С утра мы бродили по небольшому помещению капеллы, вбирая этот радостный безмятежный свет и не торопились выходить в непогоду…
— Видишь, здесь создана некая история, как в книге, — иллюстрации на стенах, — говорил Борис, — Матисс как бы разделил два средства изображения — цвет и линию. Он вообще считал, что в основе бытия лежит соотношение арабески и цвета… Пробовал и в картине делать это, но в картине такое разделение не совсем органично самому пространству. А здесь — как в стерео-музыке — зрительные импульсы соединяются в капсуле капеллы в некую мистерию, которую Матисс монументизировал. Стихия цвета разделена; но вот ты вошла, и в тебе — в зрителе — она воссоединилась.
… В Старом городе Ванса мне доставляло особое наслаждение входить с дождя в глубокие сувенирные лавки, заполоненные ярким солнцем цветастых провансальских тканей. Желтый цвет подсолнечников Ван Гога царил повсюду — на скатертях и полотенцах, в мешочках пряностей и сушеных трав, в причудливых формах бутылей с провансальским маслом, в терпких южных винах, в плетеных корзинах и ведрах с цветами…
Здесь и в кафе на столах лежали скатерти в крупных желто-синих цветах, и в один из этих дней, за окном уже закрытого на перерыв ресторана, мы видели устало курившую в одиночестве официантку, которая щурилась, как от солнца, отводя рукой цветастую занавеску.
— Однако, во всем этом изыске чувствуется — высочайшей пробы, конечно, — но жесткий художественный расчет, — заметила я, с головой погруженная в судьбу совсем иного художника. — И колоссальное душевное здоровье. Хотя ведь, он был больным человеком и даже рисовал, сидя в кресле?
— Да, но Матисс обладал огромным мужеством и умел оценивать и направлять свои чувства…
Где-то снаружи, за пределами пресветлой капеллы, дождь колотил по деревьям, по зданиям и дороге… Здесь, внутри, — царил белый покой, насыщение желто-зеленым и синим… Радость… Пленительный синтез возвышенного…
На третий день утром мы погрузились в автобус, и в струях неостановимого дождя, нашего неумолимого спутника, — мимо застывшей карусели, мимо подагрических ветвей голых платанов, мимо дальних кипарисов на склонах, — стали спускаться обратно к Ницце, к железнодорожному вокзалу, с которого шел поезд на Авиньон…
2
…Дорога из Ниццы в Авиньон крутит петли по берегу моря по-над бухтами, прихотливо вырезанными в бурых скалах. Прибрежные белые городки и курортные поселки выскакивают из-за горы, распадаются на створки по склонам, проносятся с тарахтящей вьюжной скоростью, — все время выворачиваешь шею, чтобы ухватить, удержать перед глазами картинный пейзаж хоть на мгновение… На каком-то участке пути поезд вдруг замедляет ход, и мы видим, как двое рабочих на крыше недостроенной виллы обстоятельно выкладывают необычную, бирюзового цвета, черепицу.

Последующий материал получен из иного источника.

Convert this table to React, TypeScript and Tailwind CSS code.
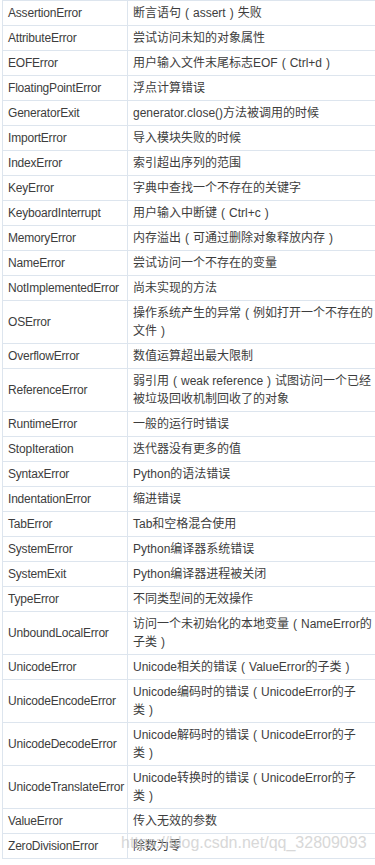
import React from "react";

const rows: [string, string[]][] = [
  ["AssertionError", ["断言语句（assert）失败"]],
  ["AttributeError", ["尝试访问未知的对象属性"]],
  ["EOFError", ["用户输入文件末尾标志EOF（Ctrl+d）"]],
  ["FloatingPointError", ["浮点计算错误"]],
  ["GeneratorExit", ["generator.close()方法被调用的时候"]],
  ["ImportError", ["导入模块失败的时候"]],
  ["IndexError", ["索引超出序列的范围"]],
  ["KeyError", ["字典中查找一个不存在的关键字"]],
  ["KeyboardInterrupt", ["用户输入中断键（Ctrl+c）"]],
  ["MemoryError", ["内存溢出（可通过删除对象释放内存）"]],
  ["NameError", ["尝试访问一个不存在的变量"]],
  ["NotImplementedError", ["尚未实现的方法"]],
  ["OSError", ["操作系统产生的异常（例如打开一个不存在的", "文件）"]],
  ["OverflowError", ["数值运算超出最大限制"]],
  ["ReferenceError", ["弱引用（weak reference）试图访问一个已经", "被垃圾回收机制回收了的对象"]],
  ["RuntimeError", ["一般的运行时错误"]],
  ["StopIteration", ["迭代器没有更多的值"]],
  ["SyntaxError", ["Python的语法错误"]],
  ["IndentationError", ["缩进错误"]],
  ["TabError", ["Tab和空格混合使用"]],
  ["SystemError", ["Python编译器系统错误"]],
  ["SystemExit", ["Python编译器进程被关闭"]],
  ["TypeError", ["不同类型间的无效操作"]],
  ["UnboundLocalError", ["访问一个未初始化的本地变量（NameError的", "子类）"]],
  ["UnicodeError", ["Unicode相关的错误（ValueError的子类）"]],
  ["UnicodeEncodeError", ["Unicode编码时的错误（UnicodeError的子", "类）"]],
  ["UnicodeDecodeError", ["Unicode解码时的错误（UnicodeError的子", "类）"]],
  ["UnicodeTranslateError", ["Unicode转换时的错误（UnicodeError的子", "类）"]],
  ["ValueError", ["传入无效的参数"]],
  ["ZeroDivisionError", ["除数为零"]],
];

function Line({ text }: { text: string }) {
  const parts = text.split(/([（）])/);
  return (
    <div>
      {parts.map((p, i) =>
        p === "（" || p === "）" ? (
          <span key={i} className="inline-block w-[12px] text-center">
            {p === "（" ? "(" : ")"}
          </span>
        ) : (
          <span key={i}>{p}</span>
        )
      )}
    </div>
  );
}

export default function App() {
  return (
    <div
      className="relative w-[375px] h-[865px] overflow-hidden bg-white text-[#3d3d3d] text-[12px] leading-[18px]"
      style={{ fontFamily: '"Liberation Sans", "Noto Sans CJK SC", sans-serif' }}
    >
      <table className="ml-[2px] w-[390px] border-collapse table-fixed">
        <colgroup>
          <col className="w-[125px]" />
          <col className="w-[265px]" />
        </colgroup>
        <tbody>
          {rows.map(([name, desc]) => (
            <tr key={name}>
              <td className="border border-[#dde5ee] pl-[5px] pr-0 py-[3px] align-middle whitespace-nowrap tracking-[-0.2px]">
                {name}
              </td>
              <td className="border border-[#dde5ee] pl-[5px] py-[3px] align-middle whitespace-nowrap">
                {desc.map((l, i) => (
                  <Line key={i} text={l} />
                ))}
              </td>
            </tr>
          ))}
        </tbody>
      </table>
      <div
        className="absolute left-[121px] top-[833px] text-[16px] leading-[20px] text-[#c8c8c8] opacity-70 whitespace-nowrap pointer-events-none"
        style={{ fontFamily: '"Liberation Sans", Arial, sans-serif' }}
      >
        https://blog.csdn.net/qq_32809093
      </div>
    </div>
  );
}
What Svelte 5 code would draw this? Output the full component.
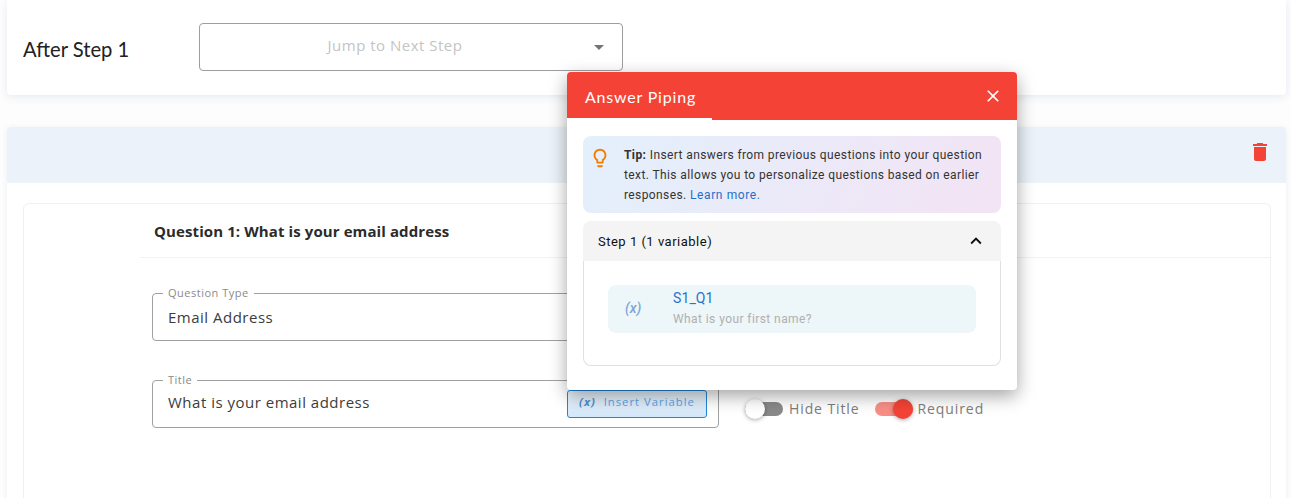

«Подъезжая к Тараскону, я видел великолепный пейзаж — любопытное нагромождение исполинских желтых скал самых причудливых форм. В лощинах между этими скалами — ряды маленьких круглых деревцев с оливково-или серо-зеленой листвой: наверно, лимонные деревья. Здесь же, в Арле, местность кажется ровной. Я видел великолепные участки красной почвы, засаженные виноградом; фон — нежно-лиловые горы. А снежные пейзажи с белыми вершинами и сверкающим, как снег, небом на заднем плане походят на зимние ландшафты японских художников».
Очарованный японскими гравюрами, он давно мечтал о юге и — после утомительного периода парижской жизни, с ее дикими попойками, коловращением монотонных толп, женскими лицами, обескровленными светом ночного электричества; после бесконечных и бесплодных споров об искусстве, в которые он бросался, пугая собеседников неожиданной яростью в лице, — он выбрал Арль, древний городок в долине Ла-Кро, этот «галльский Рим», терзаемый мистралем.